» **Information provided**:
-- BEGIN --
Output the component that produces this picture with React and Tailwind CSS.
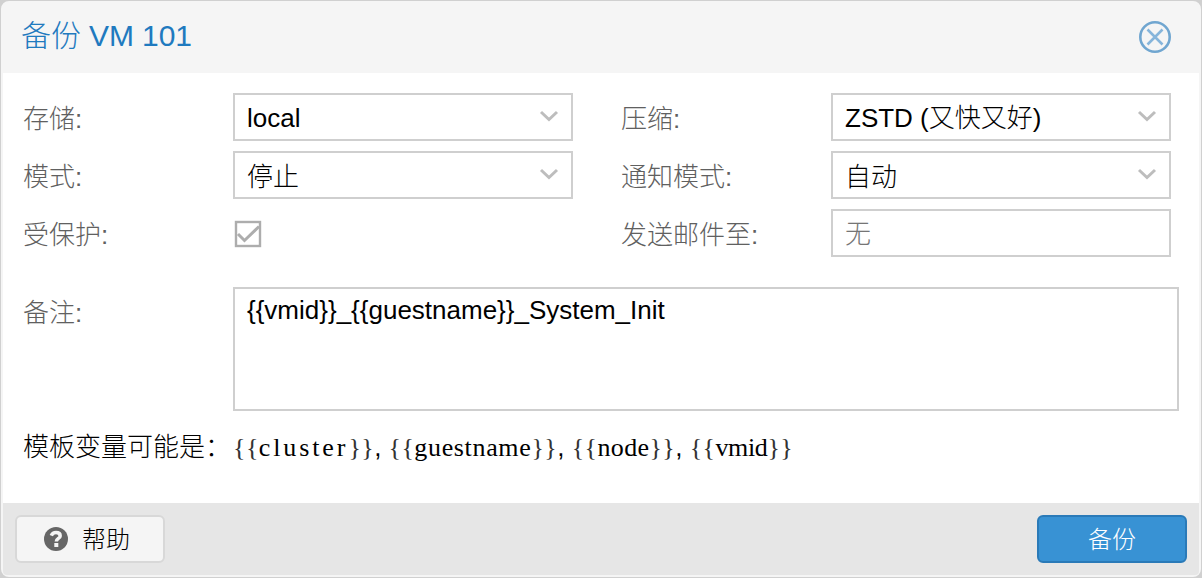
import React from "react";

function Chevron() {
  return (
    <svg className="h-[14px] w-[20px] shrink-0" viewBox="0 0 20 14" fill="none" stroke="#bdbdbd" strokeWidth="3">
      <path d="M2 2 L10 9.5 L18 2" />
    </svg>
  );
}

function Label({ children, className = "" }) {
  return (
    <label className={`flex h-12 shrink-0 items-center whitespace-nowrap pt-1 text-[26px] leading-none text-[#606060] ${className}`}>
      {children}
    </label>
  );
}

function Select({ value, offset = "pt-[3px]" }) {
  return (
    <div className="flex h-12 w-[340px] items-center justify-between border-2 border-[#cfcfcf] bg-white pr-3 pl-3">
      <span className={`whitespace-nowrap text-[26px] leading-none text-black ${offset}`}>{value}</span>
      <Chevron />
    </div>
  );
}

function TemplateVar({ name, tracking }) {
  return (
    <code className="font-['Liberation_Serif',serif]">
      <span className="tracking-[0.4px] text-[#333333]">{"{{"}</span>
      <span className={tracking}>{name}</span>
      <span className="tracking-[0.4px] text-[#333333]">{"}}"}</span>
    </code>
  );
}

function Footer() {
  return (
    <footer className="flex h-[72px] shrink-0 items-center justify-between rounded-b-[4px] bg-[#e6e6e6] px-3">
      <button className="flex h-12 w-[150px] items-center rounded-[6px] border-2 border-[#d8d8d8] bg-[#f5f5f5] pl-[27px] text-2xl leading-none text-black">
        <svg className="mr-[14px] h-6 w-6" viewBox="0 0 24 24">
          <circle cx="12" cy="12" r="12" fill="#666666" />
          <path d="M7.3 8.6 C8.3 6.4 9.8 5.6 12 5.6 C14.6 5.6 16.2 7 16.2 8.9 C16.2 11.5 12.3 11.4 12.3 14.5" fill="none" stroke="#f5f5f5" strokeWidth="3.5" />
          <rect x="10.3" y="16" width="4" height="4" fill="#f5f5f5" />
        </svg>
        <span className="pt-0.5">帮助</span>
      </button>
      <button className="flex h-12 w-[150px] items-center justify-center rounded-[6px] border-2 border-[#2a7ab8] bg-[#3892d4] pt-0.5 text-2xl leading-none text-white">
        备份
      </button>
    </footer>
  );
}

export default function App() {
  return (
    <div className="h-[578px] w-[1202px] bg-[#d0d0d0] p-px font-['Liberation_Sans','Noto_Sans_CJK_SC',sans-serif] font-light">
      <section className="flex h-[576px] w-[1200px] flex-col rounded-[8px] border-2 border-[#f5f5f5] bg-[#f5f5f5]">
        <header className="flex h-[70px] shrink-0 items-center justify-between pr-7 pb-[3px] pl-[18px]">
          <h1 className="whitespace-nowrap pb-0.5 text-[30px] leading-none tracking-[-0.1px] text-[#1f7abf]">备份 VM 101</h1>
          <button aria-label="关闭">
            <svg className="h-8 w-8" viewBox="0 0 32 32" fill="none">
              <circle cx="16" cy="16" r="14.7" stroke="#70a6d0" strokeWidth="2.6" />
              <path d="M8.5 8.5 L23.5 23.5 M23.5 8.5 L8.5 23.5" stroke="#86b5db" strokeWidth="2.6" />
            </svg>
          </button>
        </header>

        <main className="flex flex-1 flex-col bg-white pt-5 pl-5">
          <div className="flex">
            <div className="grid grid-cols-[210px_340px] gap-y-2.5">
              <Label>存储:</Label>
              <Select value="local" offset="pt-px" />
              <Label>模式:</Label>
              <Select value="停止" />
              <Label>受保护:</Label>
              <div className="flex items-center pt-0.5 pl-px">
                <svg className="h-7 w-7" viewBox="0 0 28 28" fill="none" stroke="#adadad">
                  <rect x="2" y="2" width="24" height="24" strokeWidth="2.4" />
                  <path d="M4 14 L10.5 20.5 L25 6.5" strokeWidth="3" />
                </svg>
              </div>
            </div>
            <div className="ml-12 grid grid-cols-[210px_340px] gap-y-2.5">
              <Label>压缩:</Label>
              <Select value="ZSTD (又快又好)" offset="pt-px" />
              <Label>通知模式:</Label>
              <Select value="自动" />
              <Label>发送邮件至:</Label>
              <input
                className="h-12 w-[340px] border-2 border-[#cfcfcf] bg-white px-3 pt-0.5 text-[26px] leading-none placeholder:text-[#757575]"
                placeholder="无"
              />
            </div>
          </div>

          <div className="mt-[30px] flex">
            <Label className="w-[210px]">备注:</Label>
            <textarea
              className="h-[124px] w-[946px] resize-none border-2 border-[#cfcfcf] bg-white px-3 py-1.5 text-[26px] leading-[30px] text-black"
              defaultValue="{{vmid}}_{{guestname}}_System_Init"
            />
          </div>

          <p className="mt-[18px] flex h-9 items-center whitespace-pre text-[26px] leading-none text-black">
            <span className="w-[210px]">模板变量可能是：</span>
            <span>
              <TemplateVar name="cluster" tracking="tracking-[2.9px]" />
              {", "}
              <TemplateVar name="guestname" tracking="tracking-[0.65px]" />
              {", "}
              <TemplateVar name="node" tracking="tracking-[0.38px]" />
              {", "}
              <TemplateVar name="vmid" tracking="tracking-[-0.36px]" />
            </span>
          </p>
        </main>

        <Footer />
      </section>
    </div>
  );
}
-- END --
» **Exercise prompt**: Using the material above, report each line where "React" occurs.

» **Result for this task**:
Output the component that produces this picture with React and Tailwind CSS.
import React from "react";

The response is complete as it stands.